▸ DESCRIPTION OF THE TASK: Look through the material below for "React". Copy every line that contains it.

▸ SUPPLIED INFORMATION:
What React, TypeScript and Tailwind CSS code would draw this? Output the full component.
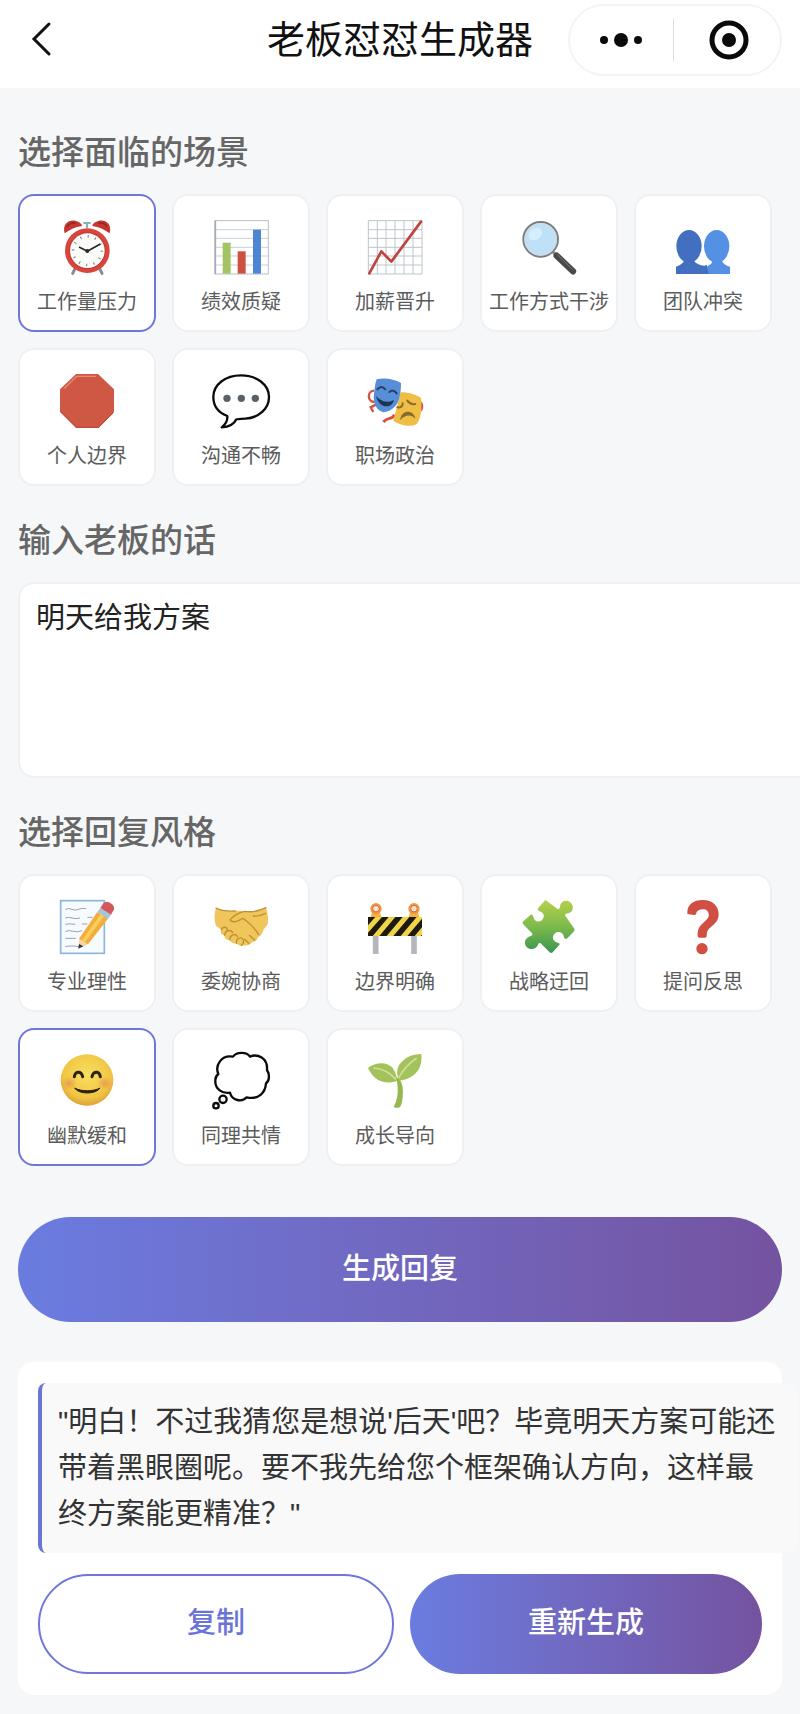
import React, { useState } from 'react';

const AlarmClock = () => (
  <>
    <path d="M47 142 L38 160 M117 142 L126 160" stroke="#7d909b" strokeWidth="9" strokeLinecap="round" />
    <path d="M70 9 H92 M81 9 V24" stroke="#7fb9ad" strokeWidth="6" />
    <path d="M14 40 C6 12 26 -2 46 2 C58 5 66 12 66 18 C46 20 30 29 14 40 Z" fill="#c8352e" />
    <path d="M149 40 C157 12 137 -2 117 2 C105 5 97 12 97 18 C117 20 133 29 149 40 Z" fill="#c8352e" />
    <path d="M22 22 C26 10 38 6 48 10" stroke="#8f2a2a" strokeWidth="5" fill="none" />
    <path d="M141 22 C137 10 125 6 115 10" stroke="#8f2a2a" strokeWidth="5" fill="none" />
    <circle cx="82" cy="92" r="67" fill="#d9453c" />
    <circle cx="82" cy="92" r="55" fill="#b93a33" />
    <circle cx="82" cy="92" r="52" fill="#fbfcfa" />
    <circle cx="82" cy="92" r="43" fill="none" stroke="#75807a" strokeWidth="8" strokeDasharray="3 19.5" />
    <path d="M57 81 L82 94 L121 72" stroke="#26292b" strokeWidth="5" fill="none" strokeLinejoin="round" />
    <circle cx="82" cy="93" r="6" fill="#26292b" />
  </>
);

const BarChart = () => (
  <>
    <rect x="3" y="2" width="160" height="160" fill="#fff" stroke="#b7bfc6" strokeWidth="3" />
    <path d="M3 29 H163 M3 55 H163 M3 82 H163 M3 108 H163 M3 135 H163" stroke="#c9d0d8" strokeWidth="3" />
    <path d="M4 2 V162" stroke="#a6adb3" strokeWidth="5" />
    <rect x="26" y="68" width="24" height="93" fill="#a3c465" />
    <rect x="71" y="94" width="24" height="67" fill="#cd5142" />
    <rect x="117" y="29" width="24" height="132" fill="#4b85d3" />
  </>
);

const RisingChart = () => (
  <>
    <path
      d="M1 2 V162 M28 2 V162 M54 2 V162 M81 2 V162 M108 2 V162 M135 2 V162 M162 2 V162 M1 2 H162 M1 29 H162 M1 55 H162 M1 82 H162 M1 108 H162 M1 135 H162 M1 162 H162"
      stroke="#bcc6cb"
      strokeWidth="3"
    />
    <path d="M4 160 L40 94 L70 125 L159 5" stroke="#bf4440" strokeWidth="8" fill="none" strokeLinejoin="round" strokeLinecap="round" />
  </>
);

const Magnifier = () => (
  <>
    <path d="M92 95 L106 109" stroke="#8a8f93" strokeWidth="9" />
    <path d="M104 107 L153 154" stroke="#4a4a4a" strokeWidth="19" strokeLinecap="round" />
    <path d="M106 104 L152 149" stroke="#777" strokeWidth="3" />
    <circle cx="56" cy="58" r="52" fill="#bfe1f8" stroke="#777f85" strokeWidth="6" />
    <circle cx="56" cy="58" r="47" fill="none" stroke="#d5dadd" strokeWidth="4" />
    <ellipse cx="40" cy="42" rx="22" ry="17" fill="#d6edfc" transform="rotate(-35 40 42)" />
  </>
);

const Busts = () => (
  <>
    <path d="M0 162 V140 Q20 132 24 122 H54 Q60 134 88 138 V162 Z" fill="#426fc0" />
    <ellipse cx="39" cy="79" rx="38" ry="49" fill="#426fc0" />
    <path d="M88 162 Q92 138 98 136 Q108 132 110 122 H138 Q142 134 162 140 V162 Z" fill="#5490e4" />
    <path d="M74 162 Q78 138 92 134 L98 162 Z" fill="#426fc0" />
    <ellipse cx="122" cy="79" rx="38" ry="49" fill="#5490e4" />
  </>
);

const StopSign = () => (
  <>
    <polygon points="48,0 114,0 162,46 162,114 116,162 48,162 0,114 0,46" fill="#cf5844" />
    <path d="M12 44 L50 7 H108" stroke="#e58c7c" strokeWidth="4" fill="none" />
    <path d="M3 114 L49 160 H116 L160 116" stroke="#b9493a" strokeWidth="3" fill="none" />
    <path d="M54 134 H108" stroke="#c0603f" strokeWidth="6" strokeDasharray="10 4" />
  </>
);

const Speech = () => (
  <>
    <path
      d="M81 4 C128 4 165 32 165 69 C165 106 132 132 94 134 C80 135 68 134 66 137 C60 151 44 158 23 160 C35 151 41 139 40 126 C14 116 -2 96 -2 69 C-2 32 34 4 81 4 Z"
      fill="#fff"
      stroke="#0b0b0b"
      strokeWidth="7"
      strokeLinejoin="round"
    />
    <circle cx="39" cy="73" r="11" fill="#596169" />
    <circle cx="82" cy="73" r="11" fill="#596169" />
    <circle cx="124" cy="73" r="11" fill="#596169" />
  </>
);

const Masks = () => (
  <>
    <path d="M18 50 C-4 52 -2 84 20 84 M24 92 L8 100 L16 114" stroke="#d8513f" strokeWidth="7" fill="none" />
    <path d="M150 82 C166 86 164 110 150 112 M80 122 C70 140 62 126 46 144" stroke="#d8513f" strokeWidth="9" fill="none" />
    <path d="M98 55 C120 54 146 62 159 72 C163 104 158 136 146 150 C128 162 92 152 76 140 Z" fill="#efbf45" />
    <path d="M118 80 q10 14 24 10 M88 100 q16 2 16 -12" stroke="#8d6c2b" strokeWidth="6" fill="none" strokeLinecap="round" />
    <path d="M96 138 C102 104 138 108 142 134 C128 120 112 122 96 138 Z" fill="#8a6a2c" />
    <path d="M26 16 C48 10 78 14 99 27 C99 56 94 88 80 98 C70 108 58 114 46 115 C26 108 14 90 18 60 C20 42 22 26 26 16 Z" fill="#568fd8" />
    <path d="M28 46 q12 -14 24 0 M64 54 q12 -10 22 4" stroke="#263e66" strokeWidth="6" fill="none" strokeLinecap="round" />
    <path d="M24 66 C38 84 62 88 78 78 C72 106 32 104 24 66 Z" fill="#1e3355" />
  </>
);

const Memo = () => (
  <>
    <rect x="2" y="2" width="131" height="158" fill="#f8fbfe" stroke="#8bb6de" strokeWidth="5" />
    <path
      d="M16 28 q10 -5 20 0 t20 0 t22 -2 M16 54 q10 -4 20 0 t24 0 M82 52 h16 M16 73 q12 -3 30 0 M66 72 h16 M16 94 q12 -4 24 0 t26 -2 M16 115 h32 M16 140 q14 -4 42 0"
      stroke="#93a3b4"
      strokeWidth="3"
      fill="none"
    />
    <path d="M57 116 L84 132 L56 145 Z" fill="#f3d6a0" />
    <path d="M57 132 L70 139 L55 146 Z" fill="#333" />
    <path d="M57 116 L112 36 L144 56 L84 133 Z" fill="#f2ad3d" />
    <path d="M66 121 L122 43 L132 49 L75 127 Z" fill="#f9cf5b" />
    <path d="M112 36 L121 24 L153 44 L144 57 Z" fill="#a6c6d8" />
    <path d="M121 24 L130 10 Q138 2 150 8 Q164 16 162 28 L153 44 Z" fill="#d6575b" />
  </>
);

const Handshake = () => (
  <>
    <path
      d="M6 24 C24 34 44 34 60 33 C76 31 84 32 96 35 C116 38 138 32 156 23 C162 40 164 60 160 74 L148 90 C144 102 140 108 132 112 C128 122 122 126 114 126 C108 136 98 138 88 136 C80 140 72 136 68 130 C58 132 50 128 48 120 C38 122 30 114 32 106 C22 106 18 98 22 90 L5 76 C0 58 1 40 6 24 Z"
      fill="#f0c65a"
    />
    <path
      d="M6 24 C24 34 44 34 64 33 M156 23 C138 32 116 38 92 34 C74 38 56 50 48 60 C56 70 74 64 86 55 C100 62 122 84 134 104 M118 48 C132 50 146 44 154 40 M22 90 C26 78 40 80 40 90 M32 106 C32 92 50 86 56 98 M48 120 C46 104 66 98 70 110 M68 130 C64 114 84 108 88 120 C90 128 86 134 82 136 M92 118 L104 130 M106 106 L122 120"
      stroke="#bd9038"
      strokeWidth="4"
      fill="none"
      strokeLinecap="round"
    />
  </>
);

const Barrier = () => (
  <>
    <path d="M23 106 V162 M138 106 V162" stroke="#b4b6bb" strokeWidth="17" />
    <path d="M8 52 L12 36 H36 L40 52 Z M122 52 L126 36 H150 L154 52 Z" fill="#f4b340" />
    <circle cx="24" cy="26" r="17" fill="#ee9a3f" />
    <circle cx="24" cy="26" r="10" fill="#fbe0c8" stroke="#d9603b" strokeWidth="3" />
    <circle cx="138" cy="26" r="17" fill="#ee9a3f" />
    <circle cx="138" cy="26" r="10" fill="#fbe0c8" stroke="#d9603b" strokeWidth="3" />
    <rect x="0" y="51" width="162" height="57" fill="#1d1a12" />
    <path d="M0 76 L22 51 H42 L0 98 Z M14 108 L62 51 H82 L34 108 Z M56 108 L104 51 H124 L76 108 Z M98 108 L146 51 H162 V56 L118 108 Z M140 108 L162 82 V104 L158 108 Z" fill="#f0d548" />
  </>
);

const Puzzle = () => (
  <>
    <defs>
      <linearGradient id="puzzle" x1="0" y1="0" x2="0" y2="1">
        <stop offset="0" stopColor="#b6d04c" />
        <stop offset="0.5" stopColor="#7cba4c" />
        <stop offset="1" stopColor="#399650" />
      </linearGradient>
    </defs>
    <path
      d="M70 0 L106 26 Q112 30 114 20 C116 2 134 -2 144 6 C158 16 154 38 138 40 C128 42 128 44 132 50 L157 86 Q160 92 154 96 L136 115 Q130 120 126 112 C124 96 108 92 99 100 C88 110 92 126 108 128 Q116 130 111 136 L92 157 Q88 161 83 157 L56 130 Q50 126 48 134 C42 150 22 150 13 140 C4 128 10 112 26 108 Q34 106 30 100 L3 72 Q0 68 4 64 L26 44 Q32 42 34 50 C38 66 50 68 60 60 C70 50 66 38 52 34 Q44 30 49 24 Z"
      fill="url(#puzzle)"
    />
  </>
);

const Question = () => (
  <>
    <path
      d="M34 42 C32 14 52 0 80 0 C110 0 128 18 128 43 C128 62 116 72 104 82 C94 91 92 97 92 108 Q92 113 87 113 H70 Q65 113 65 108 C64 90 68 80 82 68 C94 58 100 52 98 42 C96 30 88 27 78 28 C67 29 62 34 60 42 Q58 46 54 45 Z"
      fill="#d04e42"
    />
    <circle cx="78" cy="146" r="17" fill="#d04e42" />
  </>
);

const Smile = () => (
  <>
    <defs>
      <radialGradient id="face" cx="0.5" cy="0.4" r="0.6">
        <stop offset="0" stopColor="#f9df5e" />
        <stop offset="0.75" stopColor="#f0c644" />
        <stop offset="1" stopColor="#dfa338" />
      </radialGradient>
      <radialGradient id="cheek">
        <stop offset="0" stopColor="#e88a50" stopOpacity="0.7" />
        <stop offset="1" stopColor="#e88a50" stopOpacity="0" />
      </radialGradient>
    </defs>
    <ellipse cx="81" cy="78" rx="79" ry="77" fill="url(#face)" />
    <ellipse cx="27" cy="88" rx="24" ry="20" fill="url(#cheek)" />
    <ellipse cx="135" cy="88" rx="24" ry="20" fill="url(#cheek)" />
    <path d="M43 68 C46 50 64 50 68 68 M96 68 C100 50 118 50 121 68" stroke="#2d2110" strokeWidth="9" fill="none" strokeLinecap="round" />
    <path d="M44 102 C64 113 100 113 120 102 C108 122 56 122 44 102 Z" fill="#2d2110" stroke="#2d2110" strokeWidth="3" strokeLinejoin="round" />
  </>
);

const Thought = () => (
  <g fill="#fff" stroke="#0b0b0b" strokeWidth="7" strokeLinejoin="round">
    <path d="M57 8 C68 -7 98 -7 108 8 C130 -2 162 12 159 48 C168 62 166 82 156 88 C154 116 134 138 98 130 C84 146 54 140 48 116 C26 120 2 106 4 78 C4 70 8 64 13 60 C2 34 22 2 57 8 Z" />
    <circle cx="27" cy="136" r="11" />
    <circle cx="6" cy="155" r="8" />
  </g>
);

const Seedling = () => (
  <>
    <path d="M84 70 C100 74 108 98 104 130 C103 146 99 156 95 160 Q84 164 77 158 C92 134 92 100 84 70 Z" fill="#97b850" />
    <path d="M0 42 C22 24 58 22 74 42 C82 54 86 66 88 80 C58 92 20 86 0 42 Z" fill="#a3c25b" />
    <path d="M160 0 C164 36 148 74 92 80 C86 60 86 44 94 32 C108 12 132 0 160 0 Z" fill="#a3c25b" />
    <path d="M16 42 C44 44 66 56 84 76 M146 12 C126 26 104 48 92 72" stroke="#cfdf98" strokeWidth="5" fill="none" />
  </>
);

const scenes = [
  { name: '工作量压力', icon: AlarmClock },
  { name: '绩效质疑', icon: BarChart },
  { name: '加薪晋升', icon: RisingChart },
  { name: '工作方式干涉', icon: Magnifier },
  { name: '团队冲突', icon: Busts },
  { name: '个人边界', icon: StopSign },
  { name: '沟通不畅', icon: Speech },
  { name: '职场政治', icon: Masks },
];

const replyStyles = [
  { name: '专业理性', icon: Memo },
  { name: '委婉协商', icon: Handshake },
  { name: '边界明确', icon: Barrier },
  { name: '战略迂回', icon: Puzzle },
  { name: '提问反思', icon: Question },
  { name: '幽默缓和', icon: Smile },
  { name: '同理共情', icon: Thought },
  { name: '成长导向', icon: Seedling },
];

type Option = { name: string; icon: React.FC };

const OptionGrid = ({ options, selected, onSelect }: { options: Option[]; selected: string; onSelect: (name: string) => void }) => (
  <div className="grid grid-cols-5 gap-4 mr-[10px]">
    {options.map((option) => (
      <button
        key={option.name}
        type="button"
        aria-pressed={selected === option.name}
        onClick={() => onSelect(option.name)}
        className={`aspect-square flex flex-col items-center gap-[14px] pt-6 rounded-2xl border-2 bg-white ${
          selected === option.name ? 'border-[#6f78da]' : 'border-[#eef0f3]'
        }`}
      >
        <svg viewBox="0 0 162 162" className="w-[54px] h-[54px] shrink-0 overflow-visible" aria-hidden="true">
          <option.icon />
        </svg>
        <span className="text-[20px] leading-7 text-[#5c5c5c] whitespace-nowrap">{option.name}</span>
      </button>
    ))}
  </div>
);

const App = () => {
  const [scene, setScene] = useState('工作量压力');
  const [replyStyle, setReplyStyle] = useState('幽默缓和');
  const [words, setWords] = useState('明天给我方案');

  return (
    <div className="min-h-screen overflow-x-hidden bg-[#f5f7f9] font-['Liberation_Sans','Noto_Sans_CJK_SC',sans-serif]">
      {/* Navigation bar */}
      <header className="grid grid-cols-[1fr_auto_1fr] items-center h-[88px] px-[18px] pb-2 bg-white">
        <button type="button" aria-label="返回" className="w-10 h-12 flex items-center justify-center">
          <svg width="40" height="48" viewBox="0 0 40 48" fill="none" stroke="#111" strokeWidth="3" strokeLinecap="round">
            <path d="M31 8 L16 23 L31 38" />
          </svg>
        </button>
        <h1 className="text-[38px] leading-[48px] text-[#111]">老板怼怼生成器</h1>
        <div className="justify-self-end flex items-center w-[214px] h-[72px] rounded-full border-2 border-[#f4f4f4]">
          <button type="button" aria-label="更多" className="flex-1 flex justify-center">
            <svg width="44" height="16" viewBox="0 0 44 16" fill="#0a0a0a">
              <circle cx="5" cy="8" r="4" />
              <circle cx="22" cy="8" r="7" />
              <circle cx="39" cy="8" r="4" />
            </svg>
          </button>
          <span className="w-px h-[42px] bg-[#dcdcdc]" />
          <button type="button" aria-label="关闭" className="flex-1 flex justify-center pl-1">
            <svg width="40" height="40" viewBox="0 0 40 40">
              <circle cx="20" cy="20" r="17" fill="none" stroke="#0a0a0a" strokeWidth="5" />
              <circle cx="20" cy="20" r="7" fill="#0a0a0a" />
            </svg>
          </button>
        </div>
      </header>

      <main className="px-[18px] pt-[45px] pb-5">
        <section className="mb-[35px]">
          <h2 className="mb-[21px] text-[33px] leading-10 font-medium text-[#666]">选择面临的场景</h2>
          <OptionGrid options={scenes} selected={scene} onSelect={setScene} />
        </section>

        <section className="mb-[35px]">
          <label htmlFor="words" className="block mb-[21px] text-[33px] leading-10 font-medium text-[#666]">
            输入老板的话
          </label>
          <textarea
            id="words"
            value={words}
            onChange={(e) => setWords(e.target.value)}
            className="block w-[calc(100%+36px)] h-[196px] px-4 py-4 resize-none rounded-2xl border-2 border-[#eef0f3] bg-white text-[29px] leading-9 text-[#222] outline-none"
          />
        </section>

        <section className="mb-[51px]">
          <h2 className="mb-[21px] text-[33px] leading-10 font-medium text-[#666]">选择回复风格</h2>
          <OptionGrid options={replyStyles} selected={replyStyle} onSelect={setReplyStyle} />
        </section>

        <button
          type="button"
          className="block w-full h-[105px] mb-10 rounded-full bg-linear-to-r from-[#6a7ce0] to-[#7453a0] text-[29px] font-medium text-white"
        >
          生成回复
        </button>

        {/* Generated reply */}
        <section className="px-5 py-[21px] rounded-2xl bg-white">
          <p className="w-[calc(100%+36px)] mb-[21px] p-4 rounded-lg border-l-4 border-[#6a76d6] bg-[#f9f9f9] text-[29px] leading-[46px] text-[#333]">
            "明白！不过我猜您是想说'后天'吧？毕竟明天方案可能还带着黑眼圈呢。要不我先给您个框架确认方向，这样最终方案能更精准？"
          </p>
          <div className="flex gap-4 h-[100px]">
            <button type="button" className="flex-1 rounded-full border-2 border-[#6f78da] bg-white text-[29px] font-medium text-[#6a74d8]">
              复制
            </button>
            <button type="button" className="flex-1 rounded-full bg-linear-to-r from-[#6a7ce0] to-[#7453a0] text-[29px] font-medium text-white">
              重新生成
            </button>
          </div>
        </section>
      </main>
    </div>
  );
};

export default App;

▸ RIGHT ANSWER:
What React, TypeScript and Tailwind CSS code would draw this? Output the full component.
import React, { useState } from 'react';
type Option = { name: string; icon: React.FC };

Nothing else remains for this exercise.